Desde el día que la conoció, Cristina quedó encantada con “Belle”. A pesar del rechazo que solía mostrar hacia las mujeres, Cristina cayó rendida ante los encantos de esta dócil joven por la que llegó a sentir, según sus palabras, una “violenta pasión”. Cuando el embajador inglés Whitelocke viajó al palacio para una audiencia con la reina, Cristina le presentó a su amiga con estas palabras: “Señor, le presento a mi compañera de lecho y dígame si su interior no es tan hermoso como su exterior”.
Después de abdicar al trono, Cristina le pidió a Belle que la siguiera a Roma, donde se instaló con su corte, pero Ebba prefirió quedarse al lado de su marido. Aún así, la reina siguió escribiéndole cartas de amor, en las que revela el grado de intimidad existente entre ambas: “Qué feliz sería si me fuera posible verte, Belle, pero estoy condenada a quererte y estimarte sin poder verte nunca y la envidia que los astros tienen a la felicidad humana me impide ser enteramente feliz, porque no lo puedo ser estando lejos de ti”, le escribió desde Roma en 1656.

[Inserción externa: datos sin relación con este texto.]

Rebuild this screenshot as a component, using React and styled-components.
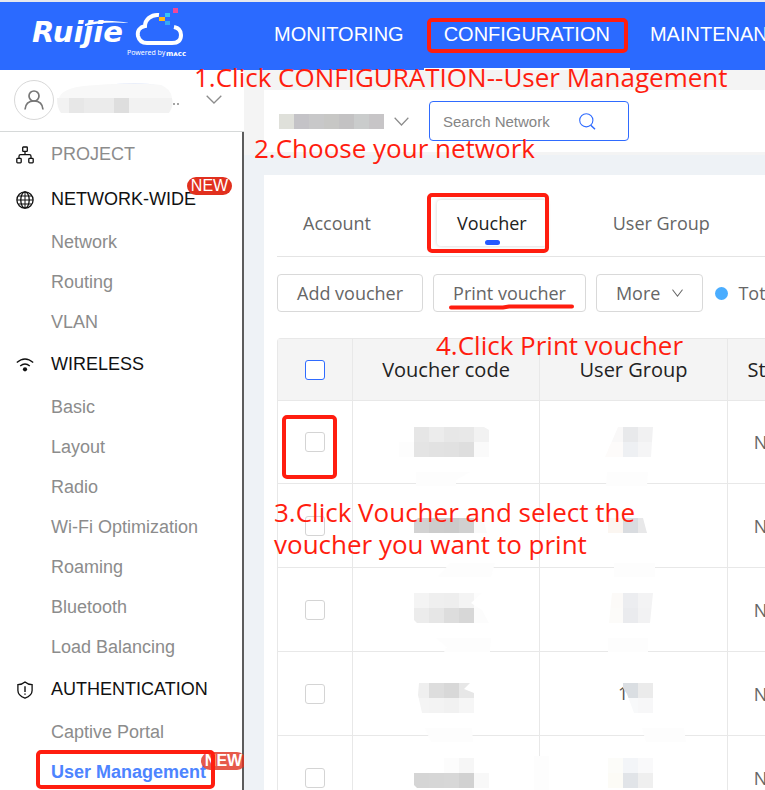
import React from 'react';
import styled, { createGlobalStyle } from 'styled-components';

const NAV = [
  { label: 'MONITORING' },
  { label: 'CONFIGURATION', active: true },
  { label: 'MAINTENANCE' },
];

const MENU = [
  { title: 'PROJECT', icon: 'project', muted: true, items: [] },
  {
    title: 'NETWORK-WIDE',
    icon: 'globe',
    isNew: true,
    items: ['Network', 'Routing', 'VLAN'],
  },
  {
    title: 'WIRELESS',
    icon: 'wifi',
    items: [
      'Basic',
      'Layout',
      'Radio',
      'Wi-Fi Optimization',
      'Roaming',
      'Bluetooth',
      'Load Balancing',
    ],
  },
  {
    title: 'AUTHENTICATION',
    icon: 'shield',
    items: ['Captive Portal', 'User Management'],
  },
];

const TABS = ['Account', 'Voucher', 'User Group'];

// Hidden values: 15px blocks [x, y, color], an optional outline and faint patches
const ROWS = [
  {
    id: 1,
    code: {
      clip: '-1,0 84,0 89,3 89,30 -1,30',
      blocks: [
        [14, 0, '#e6e6e6'], [29, 0, '#ececec'], [44, 0, '#e7e7e7'], [59, 0, '#e8e8e8'], [74, 0, '#f2f2f2'],
        [-1, 15, '#fdfdfd'], [14, 15, '#e4e4e4'], [29, 15, '#e2e2e2'], [44, 15, '#e1e1e1'], [59, 15, '#dedede'], [74, 15, '#fafafa'],
      ],
      patches: ['16,45 70,45 56,53 56,59 16,59'],
    },
    group: {
      clip: '30,0 65,0 63,30 17,30 24,14',
      blocks: [
        [20, 0, '#f9f8f8'], [35, 0, '#e8e9eb'], [50, 0, '#f1f1f2'],
        [16, 15, '#fdfbfa'], [20, 15, '#fdfbfa'], [35, 15, '#eef0f3'], [50, 15, '#f5f5f6'],
      ],
      patches: ['19,45 60,45 59,59 18,59'],
    },
  },
  {
    id: 2,
    code: {
      clip: '18,7 83,7 87,22 14,22 14,11',
      blocks: [[14, 7, '#d2d2d2'], [29, 7, '#cccccc'], [44, 7, '#cbcbcb'], [59, 7, '#d0d0d0'], [74, 7, '#fafafa']],
      patches: ['50,52 95,52 91,66 38,66'],
    },
    group: {
      clip: '20,7 55,7 59,22 20,22',
      blocks: [[20, 7, '#fbf6f1'], [35, 7, '#d9dce0'], [50, 7, '#e8e8e9']],
      patches: ['26,52 67,52 67,66 26,66'],
    },
  },
  {
    id: 3,
    code: {
      clip: '14,-2 82,-2 71,8 82,15 89,28 17,28 14,25',
      blocks: [
        [14, -2, '#f4f4f4'], [29, -2, '#efefef'], [44, -2, '#eeeeee'], [59, -2, '#f4f4f4'], [74, -2, '#fdfdfd'],
        [14, 13, '#ececec'], [29, 13, '#e6e6e6'], [44, 13, '#dddddd'], [59, 13, '#d7d7d7'], [74, 13, '#fcfcfc'],
      ],
      patches: ['36,43 91,43 90,57 44,57 47,52'],
    },
    group: {
      clip: '24,-2 65,-2 62,28 21,28',
      blocks: [
        [20, -2, '#fcfaf8'], [35, -2, '#ecedf0'], [50, -2, '#f3f3f4'],
        [20, 13, '#fcfbf9'], [35, 13, '#eaebee'], [50, 13, '#f2f2f3'],
      ],
      patches: ['20,43 60,43 60,57 20,57'],
    },
  },
  {
    id: 4,
    code: {
      clip: '19,4 70,4 64,10 74,14 74,34 22,34 18,16',
      blocks: [
        [14, 4, '#efefef'], [29, 4, '#dddddd'], [44, 4, '#d8d8d8'], [59, 4, '#e7e7e7'],
        [14, 19, '#f4f4f4'], [29, 19, '#f3f3f3'], [44, 19, '#f1f1f1'], [59, 19, '#f6f6f6'],
      ],
      patches: ['25,49 72,49 73,63 31,63'],
    },
    group: {
      text: '1',
      clip: '35,4 65,4 65,34 46,34 39,15 35,9',
      blocks: [
        [35, 4, '#dadee2'], [50, 4, '#ebebeb'],
        [35, 19, '#f8f9fa'], [50, 19, '#f7f7f8'],
      ],
      patches: ['54,49 96,49 98,63 58,63'],
    },
  },
  {
    id: 5,
    code: {
      clip: '14,-5 74,-5 89,10 89,25 17,25 14,22',
      blocks: [
        [44, -5, '#fcfcfc'], [59, -5, '#f6f6f6'],
        [14, 10, '#d5d5d5'], [29, 10, '#d6d6d6'], [44, 10, '#d7d7d7'], [59, 10, '#d1d1d1'], [74, 10, '#f8f8f8'],
      ],
      patches: ['134,-7 149,-7 149,30 134,30'],
    },
    group: {
      clip: '20,-5 65,-5 65,25 20,25',
      blocks: [
        [20, -5, '#fcfcf9'], [35, -5, '#f3f5f8'], [50, -5, '#f9f9fa'],
        [20, 10, '#fcfbf6'], [35, 10, '#e1e4e8'], [50, 10, '#efefef'],
      ],
      patches: [],
    },
  },
];

function Redacted({ id, data }) {
  return (
    <Mosaic width="90" height="30" viewBox="1 0 90 30" aria-hidden="true">
      <clipPath id={id}>
        <polygon points={data.clip} />
      </clipPath>
      {data.patches.map((points) => (
        <polygon key={points} points={points} fill="#fdfdfd" />
      ))}
      {data.text && (
        <text x="30" y="21" fontSize="18" fill="#555">
          {data.text}
        </text>
      )}
      <g clipPath={`url(#${id})`} shapeRendering="crispEdges">
        {data.blocks.map(([x, y, fill]) => (
          <rect key={`${x}-${y}`} x={x} y={y} width="15" height="15" fill={fill} />
        ))}
      </g>
    </Mosaic>
  );
}

function Logo() {
  return (
    <svg width="170" height="56" viewBox="0 0 170 56" role="img" aria-label="Ruijie MACC">
      <text
        x="0"
        y="34"
        fill="#fff"
        fontFamily="DejaVu Sans, sans-serif"
        fontSize="29"
        fontWeight="700"
        fontStyle="italic"
      >
        Ruijie
      </text>
      <path d="M53 16C68 11 84 13 97 15C82 14 68 14 53 18Z" fill="#fff" />
      <path
        d="M127 7C119 6 113 12 113 18C108 19 105 23 106 28C107 32 110 35 115 35H140C146 35 149 32 149 27C149 23 147 20 142 19"
        fill="none"
        stroke="#fff"
        strokeWidth="4"
      />
      <rect x="127" y="9" width="6" height="4" fill="#ffb91a" />
      <rect x="133" y="5" width="5" height="4" fill="#35c3f7" />
      <rect x="133" y="13" width="5" height="4" fill="#35a9f7" />
      <rect x="141" y="0" width="5" height="5" fill="#f0489b" />
      <text x="95" y="47" fill="#fff" fontFamily="Noto Sans, sans-serif" fontSize="7">
        Powered by
      </text>
      <text x="134" y="48" fill="#fff" fontFamily="DejaVu Sans, sans-serif" fontSize="7" fontWeight="700">
        mᴀcc
      </text>
    </svg>
  );
}

function Chevron({ width, height, color = '#8c8c8c' }) {
  return (
    <svg width={width} height={height} viewBox="0 0 16 9" preserveAspectRatio="none" fill="none" stroke={color} strokeWidth="1.3" aria-hidden="true">
      <path d="M.7.7 8 8 15.3.7" />
    </svg>
  );
}

function MenuIcon({ name }) {
  return (
    <svg width="18" height="18" viewBox="0 0 18 18" fill="none" stroke="#111" strokeWidth="1.3" aria-hidden="true">
      {name === 'project' && (
        <>
          <rect x="6.7" y="1" width="4.6" height="4.4" rx=".6" />
          <rect x=".8" y="12.4" width="4.4" height="4.4" rx=".8" />
          <rect x="12.8" y="12.4" width="4.4" height="4.4" rx=".8" />
          <path d="M9 5.4V8.6M3 12.2V10.3Q3 8.7 4.6 8.7H13.4Q15 8.7 15 10.3V12.2" />
        </>
      )}
      {name === 'globe' && (
        <>
          <circle cx="9" cy="9" r="8.1" />
          <ellipse cx="9" cy="9" rx="4.2" ry="8.1" />
          <path d="M1 9H17M2.2 5H15.8M2.2 13H15.8M9 1V17" strokeWidth="1" />
        </>
      )}
      {name === 'wifi' && (
        <>
          <path d="M.8 6.6Q9-.6 17.2 6.6M4.2 10.1Q9 5.9 13.8 10.1" />
          <circle cx="9" cy="13.3" r="2.1" fill="#111" stroke="none" />
        </>
      )}
      {name === 'shield' && (
        <>
          <path d="M9 1C7 2.8 4.5 3.6 1.9 3.7V9.6C1.9 13.4 5 15.8 9 17.2C13 15.8 16.1 13.4 16.1 9.6V3.7C13.5 3.6 11 2.8 9 1Z" />
          <path d="M9 5.2V11M9 12.4V13.8" strokeWidth="1.4" />
        </>
      )}
    </svg>
  );
}

function Sidebar() {
  return (
    <Side>
      <Profile>
        <Avatar>
          <svg width="20" height="20" viewBox="0 0 20 20" fill="none" stroke="#777" strokeWidth="1.7" aria-hidden="true">
            <circle cx="10" cy="6" r="5" />
            <path d="M1 19.5C1.4 14 5 11 10 11S18.6 14 19 19.5" />
          </svg>
        </Avatar>
        <svg width="124" height="34" viewBox="0 0 124 34" aria-hidden="true">
          <path d="M46 3Q76-3 106 3Z" fill="#dfe7fb" />
          <path d="M2 15Q6 3 40 2Q78-1 104 2Q114 6 115 15Z" fill="#f8f8f8" />
          <path d="M0 15H115Q117 23 112 30H4Q0 25 0 15Z" fill="#f2f2f2" />
          <rect x="12" y="15" width="15" height="15" fill="#e7e7e7" />
          <rect x="27" y="15" width="30" height="15" fill="#ebebeb" />
          <rect x="57" y="15" width="15" height="15" fill="#dedede" />
          <path d="M116 21h2M120 21h2" stroke="#888" strokeWidth="1.5" />
        </svg>
        <PlainButton type="button" aria-label="Switch account">
          <Chevron width={16} height={9} />
        </PlainButton>
      </Profile>
      <Menu>
        {MENU.map((group) => (
          <React.Fragment key={group.title}>
            <GroupLink href="#" $muted={group.muted}>
              <MenuIcon name={group.icon} />
              <span>{group.title}</span>
              {group.isNew && <Badge>NEW</Badge>}
            </GroupLink>
            {group.items.map((item) => (
              <ItemLink key={item} href="#" $active={item === 'User Management'}>
                {item}
                {item === 'User Management' && <Badge $faded>NEW</Badge>}
              </ItemLink>
            ))}
          </React.Fragment>
        ))}
      </Menu>
    </Side>
  );
}

function NetworkPicker() {
  const shades = ['#dfe0da', '#c4c3c7', '#c8c8c9', '#c7c7c5', '#c3c2c3', '#cacccc', '#c7c5c7'];
  return (
    <NetworkBar>
      <NetworkButton type="button" aria-label="Choose network">
        <svg width="105" height="15" viewBox="0 0 105 15" shapeRendering="crispEdges" aria-hidden="true">
          {shades.map((fill, i) => (
            <rect key={i} x={i * 15} width="15" height="15" fill={fill} />
          ))}
        </svg>
        <Chevron width={15} height={9} />
      </NetworkButton>
      <Search>
        <input type="text" placeholder="Search Network" aria-label="Search Network" />
        <PlainButton type="button" aria-label="Search">
          <svg width="17" height="17" viewBox="0 0 17 17" fill="none" stroke="#2f6bff" strokeWidth="1.1" aria-hidden="true">
            <circle cx="7.3" cy="7.3" r="6.6" />
            <path d="M11.8 12.2 16 16.2" strokeWidth="1.5" />
          </svg>
        </PlainButton>
      </Search>
    </NetworkBar>
  );
}

function VoucherTable() {
  return (
    <Table>
      <colgroup>
        <col width="75" />
        <col width="187" />
        <col width="188" />
        <col width="98" />
      </colgroup>
      <thead>
        <tr>
          <th>
            <Checkbox type="checkbox" aria-label="Select all vouchers" $accent />
          </th>
          <th>Voucher code</th>
          <th>User Group</th>
          <th>Status</th>
        </tr>
      </thead>
      <tbody>
        {ROWS.map((row) => (
          <tr key={row.id}>
            <td>
              <Checkbox type="checkbox" aria-label={`Select voucher ${row.id}`} />
            </td>
            <td>
              <Redacted id={`code-${row.id}`} data={row.code} />
            </td>
            <td>
              <Redacted id={`group-${row.id}`} data={row.group} />
            </td>
            <td>None</td>
          </tr>
        ))}
      </tbody>
    </Table>
  );
}

function Guide() {
  return (
    <Overlay>
      <Frame $x={427} $y={18} $w={201} $h={35} />
      <Frame $x={427} $y={193} $w={122} $h={60} />
      <Frame $x={282} $y={415} $w={55} $h={64} />
      <Frame $x={36} $y={750} $w={179} $h={39} />
      <Underline width="126" height="6" viewBox="0 0 126 6" aria-hidden="true">
        <path d="M2 3.5H54L60 2.5H123" fill="none" stroke="#ff1d0f" strokeWidth="4" strokeLinecap="round" />
      </Underline>
      <Note $x={194} $y={61}>1.Click CONFIGURATION--User Management</Note>
      <Note $x={254} $y={132}>2.Choose your network</Note>
      <Note $x={274} $y={496}>
        3.Click Voucher and select the
        <br />
        voucher you want to print
      </Note>
      <Note $x={436} $y={329}>4.Click Print voucher</Note>
    </Overlay>
  );
}

function App() {
  return (
    <Page>
      <GlobalStyle />
      <TopBar>
        <Logo />
        <nav>
          {NAV.map((item) => (
            <NavLink key={item.label} href="#" $active={item.active}>
              {item.label}
            </NavLink>
          ))}
        </nav>
      </TopBar>
      <Body>
        <Sidebar />
        <Main>
          <NetworkArea>
            <NetworkPicker />
          </NetworkArea>
          <Card>
            <Tabs role="tablist">
              {TABS.map((tab) => (
                <Tab key={tab} type="button" role="tab" aria-selected={tab === 'Voucher'} $active={tab === 'Voucher'}>
                  {tab}
                </Tab>
              ))}
            </Tabs>
            <Toolbar>
              <Button type="button">Add voucher</Button>
              <Button type="button">Print voucher</Button>
              <Button type="button">
                More
                <Chevron width={11} height={8} color="#666" />
              </Button>
              <Total>Total</Total>
            </Toolbar>
            <VoucherTable />
          </Card>
        </Main>
      </Body>
      <Guide />
    </Page>
  );
}

const GlobalStyle = createGlobalStyle`
  * {
    box-sizing: border-box;
  }

  body {
    margin: 0;
    font-family: 'Liberation Sans', Arial, sans-serif;
    font-size: 18px;
    background: #fff;
  }

  a {
    color: inherit;
    text-decoration: none;
  }

  button,
  input {
    font: inherit;
    color: inherit;
  }

  svg {
    display: block;
    flex-shrink: 0;
  }
`;

const Page = styled.div`
  position: relative;
  display: flex;
  flex-direction: column;
  height: 100vh;
  overflow: hidden;
`;

const TopBar = styled.header`
  display: flex;
  flex-shrink: 0;
  height: 70px;
  padding: 6px 0 0 32px;
  border-top: 2px solid #e6e8ee;
  background: #2b6aff;
  color: #fff;

  nav {
    display: flex;
    margin: -6px 0 0 52px;
  }
`;

const NavLink = styled.a`
  flex-shrink: 0;
  padding: 0 20px;
  border-bottom: 2px solid ${(props) => (props.$active ? '#fff' : 'transparent')};
  font-size: 20px;
  line-height: 64px;
`;

const Body = styled.div`
  display: flex;
  flex: 1;
  min-height: 0;
`;

const Side = styled.aside`
  display: flex;
  flex-direction: column;
  flex: 0 0 244px;
  overflow: hidden;
`;

const Profile = styled.div`
  display: flex;
  align-items: center;
  flex-shrink: 0;
  height: 62px;
  padding: 0 20px 2px 14px;
  border-bottom: 1px solid #d6d9d9;

  button {
    margin-left: auto;
  }
`;

const Avatar = styled.div`
  display: flex;
  align-items: center;
  justify-content: center;
  width: 40px;
  height: 40px;
  margin-right: 3px;
  border: 1px solid #d8d8d8;
  border-radius: 50%;
`;

const PlainButton = styled.button`
  padding: 2px;
  border: 0;
  background: none;
`;

const Menu = styled.nav`
  flex: 1;
  border-right: 2px solid #5c5c5c;
`;

const GroupLink = styled.a`
  position: relative;
  display: flex;
  align-items: center;
  gap: 17px;
  height: 45px;
  padding-left: 16px;
  color: ${(props) => (props.$muted ? '#8c8c8c' : '#111')};
`;

const ItemLink = styled.a`
  position: relative;
  display: block;
  padding-left: 51px;
  line-height: 40px;
  color: ${(props) => (props.$active ? '#4d84ff' : '#8c8c8c')};
  font-weight: ${(props) => (props.$active ? 700 : 400)};
`;

const Badge = styled.span`
  position: absolute;
  top: 0;
  left: ${(props) => (props.$faded ? 201 : 187)}px;
  width: 45px;
  border-radius: 9px;
  background: #e1301e;
  color: #fff;
  font-size: 16px;
  line-height: 18px;
  text-align: center;
  opacity: ${(props) => (props.$faded ? 0.8 : 1)};
`;

const Main = styled.main`
  flex: 1;
  min-width: 0;
  overflow: hidden;
  background: #eef2f6;
`;

const NetworkArea = styled.div`
  padding: 20px 0 3px 20px;
  background: #f4f4f4;
`;

const NetworkBar = styled.div`
  display: flex;
  align-items: center;
  gap: 20px;
  height: 62px;
  padding-left: 15px;
  background: #fff;
`;

const NetworkButton = styled.button`
  display: flex;
  align-items: center;
  gap: 10px;
  padding: 0;
  border: 0;
  background: none;
`;

const Search = styled.div`
  display: flex;
  align-items: center;
  width: 200px;
  height: 40px;
  padding: 0 30px 0 13px;
  border: 1px solid #2f6bff;
  border-radius: 4px;

  input {
    flex: 1;
    min-width: 0;
    padding: 0;
    border: 0;
    outline: 0;
    font-size: 15px;
  }

  input::placeholder {
    color: #858585;
  }
`;

const Card = styled.section`
  margin: 20px 0 0 20px;
  padding: 18px 0 0 13px;
  background: #fff;
  color: #666;
  font-family: 'Open Sans', 'Noto Sans', sans-serif;
`;

const Tabs = styled.div`
  display: flex;
  gap: 46px;
  height: 64px;
  padding: 7px 0 10px 6px;
  border-bottom: 1px solid #e4e4e4;
`;

const Tab = styled.button`
  position: relative;
  flex-shrink: 0;
  padding: 0 20px;
  border: 0;
  border-radius: 4px;
  background: #fff;
  color: ${(props) => (props.$active ? '#222' : '#666')};
  box-shadow: ${(props) => (props.$active ? '0 0 4px rgba(0, 0, 0, 0.18)' : 'none')};

  &::after {
    content: '';
    position: absolute;
    bottom: 1px;
    left: calc(50% - 7px);
    display: ${(props) => (props.$active ? 'block' : 'none')};
    width: 15px;
    height: 5px;
    border-radius: 3px;
    background: #2458ff;
  }
`;

const Toolbar = styled.div`
  display: flex;
  align-items: center;
  gap: 10px;
  padding: 17px 0 26px;
`;

const Button = styled.button`
  display: flex;
  align-items: center;
  flex-shrink: 0;
  gap: 12px;
  height: 38px;
  padding: 0 19px;
  border: 1px solid #d9d9d9;
  border-radius: 4px;
  background: #fff;
`;

const Total = styled.span`
  display: flex;
  align-items: center;
  gap: 10px;
  margin-left: 2px;

  &::before {
    content: '';
    width: 13px;
    height: 13px;
    border-radius: 50%;
    background: #4aadff;
  }
`;

const Table = styled.table`
  width: 548px;
  table-layout: fixed;
  border-collapse: separate;
  border-spacing: 0;
  border-top: 1px solid #e8e8e8;
  border-left: 1px solid #e8e8e8;
  border-radius: 4px 0 0 0;

  th,
  td {
    height: 84px;
    padding: 0;
    border-right: 1px solid #e8e8e8;
    border-bottom: 1px solid #e8e8e8;
    text-align: center;
    vertical-align: middle;
  }

  th {
    height: 62px;
    background: #f4f4f4;
    color: #222;
    font-size: 20px;
    font-weight: 400;
  }

  tbody tr:first-child td {
    height: 83px;
  }
`;

const Checkbox = styled.input`
  appearance: none;
  display: block;
  width: 20px;
  height: 20px;
  margin: 0 auto;
  border: 1px solid ${(props) => (props.$accent ? '#2f6bff' : '#d4d4d4')};
  border-radius: 3px;
  background: #fff;
`;

const Mosaic = styled.svg`
  margin: 0 auto;
  overflow: visible;
`;

// Tutorial marks drawn over the page
const Overlay = styled.div`
  position: absolute;
  inset: 0;
  pointer-events: none;
`;

const Frame = styled.div`
  position: absolute;
  top: ${(props) => props.$y}px;
  left: ${(props) => props.$x}px;
  width: ${(props) => props.$w}px;
  height: ${(props) => props.$h}px;
  border: 4px solid #ff1d0f;
  border-radius: 5px;
`;

const Underline = styled.svg`
  position: absolute;
  top: 304px;
  left: 449px;
`;

const Note = styled.p`
  position: absolute;
  top: ${(props) => props.$y}px;
  left: ${(props) => props.$x}px;
  margin: 0;
  color: #ff1d0f;
  font-family: 'Open Sans', 'Noto Sans', sans-serif;
  font-size: 26px;
  line-height: 32px;
  white-space: nowrap;
`;

export default App;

Un año más tarde, Cristina le destinó una de sus cartas más apasionadas a la mujer que amó durante doce años: “Después de haber visto el país más bello y civilizado del mundo y las más dulces y bellas mujeres, me atrevo a asegurar que no existe ninguna comparable a ti (…)”. En la última carta que recibió Belle antes de morir, la reina le confesaba su amor eterno: “Tuve la dicha entonces de ser amada por ti, en pocas palabras, de pertenecerte de una forma que te hace imposible abandonarme. Sólo con la muerte dejaré de amarte”.